1 «Смычками» в Сергиеве называются все кооперативные лавки.
- Нет ли у вас типов каких-нибудь? - спросил я Майорова,
- Есть, - ответил он,- такой тип: Карл Маркс.
И, схватив рукой за полу первого прохожего, спросил его:
- Скажи, Махно, где теперь Маркс?
- Карл Маркс? - переспросил Махно и, вдруг завидев кого-то вдали, крикнул ему:
- Деникин, пошли сюда Карла Маркса!
Вскоре показался седой человек, издали очень похожий на Маркса. Я уже знал, что Марксами (снимок 3) вообще зовут не за сходство,а только за солидность и, главное, за бороду,- не раз про себя самого это слышал. Тем более порадовало меня в приближавшемся старике его действительное сходство с Марксом. Когда он подошел на шесть метров, я навел аппарат, и тогда вдруг бородатый старик быстро повернулся ко мне задом, скинул пиджак, закрыл им себе голову, сделал мне мефистофельский жест и быстро удалился.

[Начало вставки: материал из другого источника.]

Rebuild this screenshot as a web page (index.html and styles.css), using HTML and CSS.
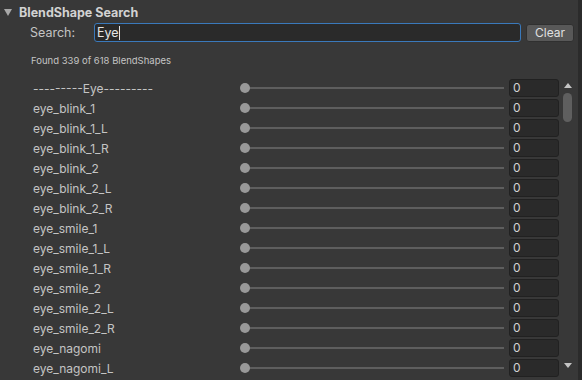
FILE: index.html
```html
<!DOCTYPE html>
<html lang="en">
<head>
    <meta charset="UTF-8">
    <title>BlendShape Search</title>
    <link rel="stylesheet" href="styles.css">
</head>
<body>
    <div class="panel">
        <div class="foldout">
            <span class="arrow"></span>
            <span class="title">BlendShape Search</span>
        </div>

        <div class="search-row">
            <label class="search-label" for="query">Search:</label>
            <div class="search-field"><span id="query">Eye</span><span class="caret"></span></div>
            <button class="clear-btn" type="button">Clear</button>
        </div>

        <p class="found">Found 339 of 618 BlendShapes</p>

        <div class="list-wrap">
            <div class="list" id="list"></div>
            <div class="scrollbar">
                <span class="up"></span>
                <span class="thumb"></span>
                <span class="spacer"></span>
                <span class="down"></span>
            </div>
        </div>
    </div>

    <script>
        var names = [
            "---------Eye---------",
            "eye_blink_1", "eye_blink_1_L", "eye_blink_1_R",
            "eye_blink_2", "eye_blink_2_L", "eye_blink_2_R",
            "eye_smile_1", "eye_smile_1_L", "eye_smile_1_R",
            "eye_smile_2", "eye_smile_2_L", "eye_smile_2_R",
            "eye_nagomi", "eye_nagomi_L"
        ];
        var list = document.getElementById("list");
        names.forEach(function (n) {
            var row = document.createElement("div");
            row.className = "row";
            row.innerHTML =
                '<span class="name">' + n + '</span>' +
                '<div class="slider"><span class="knob"></span><span class="track"></span></div>' +
                '<div class="value">0</div>';
            list.appendChild(row);
        });
    </script>
</body>
</html>
```

FILE: styles.css
```css
body {
    margin: 0;
    background-color: #383838;
    font-family: Inter, "Noto Sans", sans-serif;
    font-size: 12px;
    color: #c4c4c4;
    overflow: hidden;
}

.panel {
    height: 380px;
    border-right: 4px solid #2b2b2b;
    box-sizing: border-box;
}

.foldout {
    display: flex;
    align-items: center;
    height: 23px;
    padding-left: 4px;
    padding-top: 1px;
    box-sizing: border-box;
}

.arrow {
    width: 0;
    height: 0;
    border-left: 4px solid transparent;
    border-right: 4px solid transparent;
    border-top: 7px solid #a8a8a8;
    margin-right: 7px;
    margin-top: 1px;
}

.title {
    font-weight: bold;
    font-size: 12.5px;
    color: #d2d2d2;
}

.search-row {
    display: flex;
    align-items: center;
    height: 19px;
    padding-left: 30px;
}

.search-label {
    width: 64px;
    font-size: 12.5px;
}

.search-field {
    width: 427px;
    height: 19px;
    box-sizing: border-box;
    background-color: #2a2a2a;
    border: 1px solid #3a79bb;
    border-radius: 3px;
    padding: 0 2px;
    display: flex;
    align-items: center;
    font-size: 12.5px;
    color: #e4e4e4;
}

.caret {
    width: 1px;
    height: 14px;
    background-color: #e4e4e4;
}

.clear-btn {
    margin-left: 5px;
    width: 48px;
    height: 18px;
    padding: 0;
    border: 1px solid #303030;
    border-radius: 3px;
    background-color: #585858;
    color: #e0e0e0;
    font-family: Inter, "Noto Sans", sans-serif;
    font-size: 12px;
}

.found {
    margin: 0;
    padding: 13px 0 0 31px;
    height: 23px;
    font-size: 9.5px;
    color: #c4c4c4;
}

.list-wrap {
    display: flex;
}

.list {
    width: 559px;
}

.row {
    display: flex;
    align-items: center;
    height: 20px;
}

.name {
    width: 207px;
    padding-left: 33px;
    font-size: 12px;
    color: #c4c4c4;
}

.slider {
    position: relative;
    display: flex;
    align-items: center;
    width: 264px;
    height: 20px;
}

.track {
    flex: 1;
    height: 2px;
    margin-left: 5px;
    background-color: #5e5e5e;
}

.knob {
    position: absolute;
    left: 0;
    top: 5px;
    width: 10px;
    height: 10px;
    border-radius: 50%;
    background-color: #999999;
}

.value {
    margin-left: 5px;
    width: 50px;
    height: 18px;
    box-sizing: border-box;
    background-color: #2a2a2a;
    border: 1px solid #212121;
    border-radius: 3px;
    padding-left: 3px;
    font-size: 12px;
    line-height: 16px;
    color: #d2d2d2;
}

.scrollbar {
    display: flex;
    flex-direction: column;
    align-items: center;
    width: 15px;
    height: 300px;
    margin-left: 1px;
}

.up {
    margin-top: 5px;
    border-left: 4px solid transparent;
    border-right: 4px solid transparent;
    border-bottom: 5px solid #c4c4c4;
}

.thumb {
    margin-top: 5px;
    width: 9px;
    height: 29px;
    border-radius: 5px;
    background-color: #5f5f5f;
}

.spacer {
    flex: 1;
}

.down {
    margin-bottom: 10px;
    border-left: 4px solid transparent;
    border-right: 4px solid transparent;
    border-top: 5px solid #c4c4c4;
}
```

- Мы все тут немного поврежденные, - сказал Майоров и побежал вслед за Марксом.
Вскоре он вернулся, и все об’яснилось. Когда я наводил аппарат,сзади меня стоял Махно (снимок 4), злейший враг Карла Маркса. Непосвященному в фотографское дело представилось, будто находящийся сзади меня его враг может попасть вместе с ним на один снимок.
Вот почему он врагу своему Махно, а никак не мне, сделал мефистофельский жест. Узнав все это, я сказал:
- Вы бы уговорили.
- Стоит ли?.. - заколебался Майоров. -Ведь у него только обличье марксово, а так... я бы сказал вам, кто он, да как-то неловко.
Я стал упрашивать, но Майоров опять притворился глухим. Мы вышли из Каляевки, спустились к пруду. Из воды торчали сваи, покрытые зеленой травой и цветами. Мой поэт вдохновился и прочитал мне стихотворение.
Попы нам врали без стыда,
И мы им верили тогда.
А ныне заросла тропа,
И мостик сломан на пруде -
Одни столбы стоят в воде.
Похвалив стихотворение, я затем воспользовался добрым расположением поэта и попросил его тут, без свидетелей, сказать мне то неловкое о Марксе, о чем он не решался поведать мне в стенах колонии.
- Ну, ладно! - ответил Майоров.
И прошептал мне на ухо:
- Зюзюка.
Что это значило, я только после узнал, когда познакомился глубже с Каляевкой. Люди тут разделялись на два класса: достойные назывались сознательными, все же остальные были зюзюки.